Defendants Otsuka Pharmaceuticals and Bristol Meyer Squibb (BMS) have entered into a global settlement with 600 plaintiffs in multi-district litigation over alleged side effects of the neuroleptic medication Abilify (aripiprazole), prescribed for the treatment of bipolar disorder, depression, and schizophrenia.
If 90% of the plaintiffs agree to the settlement, it will end the litigation that has been going on for nearly three years. The settlement, approved by U.S. District Judge M. Casey Rogers on February 26, applies to all cases pending as of January 28, 2019, and includes those being heard in New Jersey and California as well as other federal and state courts.
Otsuka and BMS settled with three plaintiffs in April 2018, whose cases had been selected for bellwether trials. The recent settlement is the result of several months of mediation that began last May. A previous attempt to reach a settlement in September ended in failure.

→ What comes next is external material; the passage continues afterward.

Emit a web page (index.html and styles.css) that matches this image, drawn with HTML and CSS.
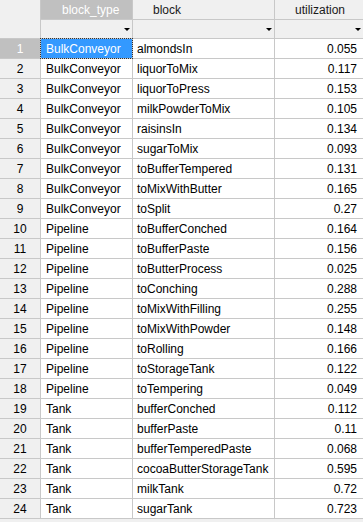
FILE: index.html
```html
<!DOCTYPE html>
<html>
<head>
<meta charset="utf-8">
<link rel="stylesheet" href="styles.css">
</head>
<body>
<div class="grid">
  <div class="corner"></div>
  <div class="hdr hdr-sel">block_type</div>
  <div class="hdr">block</div>
  <div class="hdr">utilization</div>
  <div class="flt"><span class="arrow"></span></div>
  <div class="flt"><span class="arrow"></span></div>
  <div class="flt"><span class="arrow"></span></div>

  <div class="rn rn-sel">1</div><div class="c t c-sel">BulkConveyor</div><div class="c">almondsIn</div><div class="c num">0.055</div>
  <div class="rn">2</div><div class="c t">BulkConveyor</div><div class="c">liquorToMix</div><div class="c num">0.117</div>
  <div class="rn">3</div><div class="c t">BulkConveyor</div><div class="c">liquorToPress</div><div class="c num">0.153</div>
  <div class="rn">4</div><div class="c t">BulkConveyor</div><div class="c">milkPowderToMix</div><div class="c num">0.105</div>
  <div class="rn">5</div><div class="c t">BulkConveyor</div><div class="c">raisinsIn</div><div class="c num">0.134</div>
  <div class="rn">6</div><div class="c t">BulkConveyor</div><div class="c">sugarToMix</div><div class="c num">0.093</div>
  <div class="rn">7</div><div class="c t">BulkConveyor</div><div class="c">toBufferTempered</div><div class="c num">0.131</div>
  <div class="rn">8</div><div class="c t">BulkConveyor</div><div class="c">toMixWithButter</div><div class="c num">0.165</div>
  <div class="rn">9</div><div class="c t">BulkConveyor</div><div class="c">toSplit</div><div class="c num">0.27</div>
  <div class="rn">10</div><div class="c t">Pipeline</div><div class="c">toBufferConched</div><div class="c num">0.164</div>
  <div class="rn">11</div><div class="c t">Pipeline</div><div class="c">toBufferPaste</div><div class="c num">0.156</div>
  <div class="rn">12</div><div class="c t">Pipeline</div><div class="c">toButterProcess</div><div class="c num">0.025</div>
  <div class="rn">13</div><div class="c t">Pipeline</div><div class="c">toConching</div><div class="c num">0.288</div>
  <div class="rn">14</div><div class="c t">Pipeline</div><div class="c">toMixWithFilling</div><div class="c num">0.255</div>
  <div class="rn">15</div><div class="c t">Pipeline</div><div class="c">toMixWithPowder</div><div class="c num">0.148</div>
  <div class="rn">16</div><div class="c t">Pipeline</div><div class="c">toRolling</div><div class="c num">0.166</div>
  <div class="rn">17</div><div class="c t">Pipeline</div><div class="c">toStorageTank</div><div class="c num">0.122</div>
  <div class="rn">18</div><div class="c t">Pipeline</div><div class="c">toTempering</div><div class="c num">0.049</div>
  <div class="rn">19</div><div class="c t">Tank</div><div class="c">bufferConched</div><div class="c num">0.112</div>
  <div class="rn">20</div><div class="c t">Tank</div><div class="c">bufferPaste</div><div class="c num">0.11</div>
  <div class="rn">21</div><div class="c t">Tank</div><div class="c">bufferTemperedPaste</div><div class="c num">0.068</div>
  <div class="rn">22</div><div class="c t">Tank</div><div class="c">cocoaButterStorageTank</div><div class="c num">0.595</div>
  <div class="rn">23</div><div class="c t">Tank</div><div class="c">milkTank</div><div class="c num">0.72</div>
  <div class="rn">24</div><div class="c t">Tank</div><div class="c">sugarTank</div><div class="c num">0.723</div>
</div>
</body>
</html>
```
FILE: styles.css
```css
html, body {
  margin: 0;
  padding: 0;
  background: #f0f0f0;
}
body {
  font-family: "Liberation Sans", Arial, sans-serif;
  font-size: 12px;
  color: #000;
}
.grid {
  display: grid;
  grid-template-columns: 40px 91px 141px 88px;
  grid-template-rows: 19px 18px repeat(24, 19px);
  gap: 1px;
  background: #c8c8c8;
  width: 363px;
  border-bottom: 1px solid #c8c8c8;
  border-right: 1px solid #c8c8c8;
  box-sizing: border-box;
}
.corner {
  grid-row: span 2;
  background: #f0f0f0;
}
.hdr {
  background: #f0f0f0;
  display: flex;
  align-items: center;
  padding-left: 20px;
  color: #1a1a1a;
}
.hdr-sel {
  background: #c0c0c0;
  color: #fff;
  padding-left: 21px;
}
.flt {
  background: #f0f0f0;
  display: flex;
  align-items: center;
  justify-content: flex-end;
  padding-right: 2px;
}
.arrow {
  width: 0;
  height: 0;
  border-left: 3px solid transparent;
  border-right: 3px solid transparent;
  border-top: 3px solid #000;
  margin-top: 1px;
}
.rn {
  background: #f0f0f0;
  display: flex;
  align-items: center;
  justify-content: center;
}
.rn-sel {
  background: #c0c0c0;
  color: #fff;
}
.c {
  background: #fff;
  display: flex;
  align-items: center;
  padding-left: 4px;
  white-space: nowrap;
  overflow: hidden;
}
.t {
  padding-left: 5px;
}
.c-sel {
  background: #3399ff;
  color: #fff;
  outline: 1px dotted #333;
}
.num {
  justify-content: flex-end;
  padding-left: 0;
  padding-right: 6px;
}
```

The present multidistrict litigation against Otsuka and BMS began in 2016, and involved plaintiffs from across the country. Plaintiffs claim that Abilify caused them to engage in uncontrollable, compulsive behaviors – notably, gambling. Many have claimed losses amounting to tens of thousands of dollars due to the side effects of Abilify.
Scientific studies have shown that the purported benefits of Abilify do not outweigh the risks of the side effects. There is also the matter of the fact that warnings about compulsive gambling were issued in the European Union and Canada several years before they were given to U.S. doctors and patients – suggesting that, in accordance with plaintiff allegations, the defendants were aware of the risks.
In a press statement, Otsuka and BMS said the settlement reflects their “desire to focus on the needs of patients and prescribers rather than on continued litigation.” The corporate defendants add that they “expressly disclaim any wrongdoing or liability.” The terms of the settlement have not been disclosed. Plaintiffs have until August 30th to decide whether or not to participate.
In a related story, Judge Casey Rodgers ruled against plaintiffs who sought sanctions over “spoliation of evidence” due to emails that had been deleted prior to 2007. According to the ruling, a defendant is obligated to preserve evidence for discovery only if “litigation is pending or reasonably foreseeable.” Judge Rodgers also rejected the argument that widespread news of defective drugs and dangerous side effects should have made Otsuka aware of possible legal action. She wrote, “Such an overly broad view of the duty of preservation” would unreasonably require every drug company to have to preserve all documents and communication records indefinitely.